Dans sa coupe, le Sénat a exclu le statut de « facilitateur » donné aux associations, besoin pour lequel Citizen4Sicience a sensibilisé notamment lors de la phase de consultation publique. Dans notre initiative de protection des porteurs de la parole scientifique, nombre des adhérents de l’association sont des scientifiques lanceurs d’alerte, dont l’association facilite le travail et qu’elle protège, tout en menant des actions d’alerte en son nom propre.
Pourquoi exclure ce rôle essentiel ?
Selon la rapporteuse, Mme Di Falco, il y a risque de détournement par des structures peu scrupuleuses qui peuvent chercher à « déstabiliser les administrations ou les entreprises françaises ». L’argument paraît fallacieux si ce n’est complotiste. On peut craindre au contraire que les citoyens maintenus isolés par le texte de loi tronqué se découragent, obligés de faire front seuls, même s’ils font partie d’association lanceuses d’alerte.

Recul du droit et de la démocratie

Cette régression du droit et des avancées sont très inquiétantes.
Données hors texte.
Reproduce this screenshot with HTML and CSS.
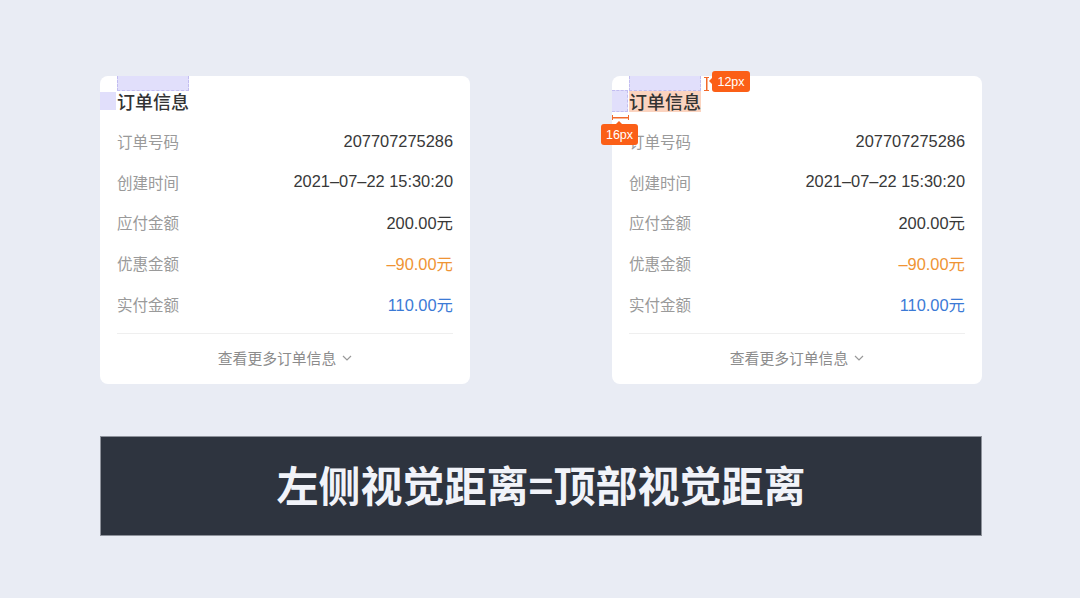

Brider l’expression via la protection des lanceurs d’alerte pour en limiter au maximum la portée, c’est brider la démocratie et agir contre l’intérêt général. Il est très décevant de voir le Sénat, institution essentielle, se positionner comme frein à une démocratie participative qui protège ceux qui alertent et permettent de faire avancer, justement, les règles.
On a vu dans la crise sanitaire, par exemple, la bâillon posé par certains individus et groupes sur ceux qui expriment les données de la science. Il est fort regrettable, et ironique, que le Sénat se pose à sont tour comme poseur de bâillon sur un projet qui condamne les bâillons afin de protéger ceux, personnes physiques ou morales, prennent des risques pour faire avancer la société.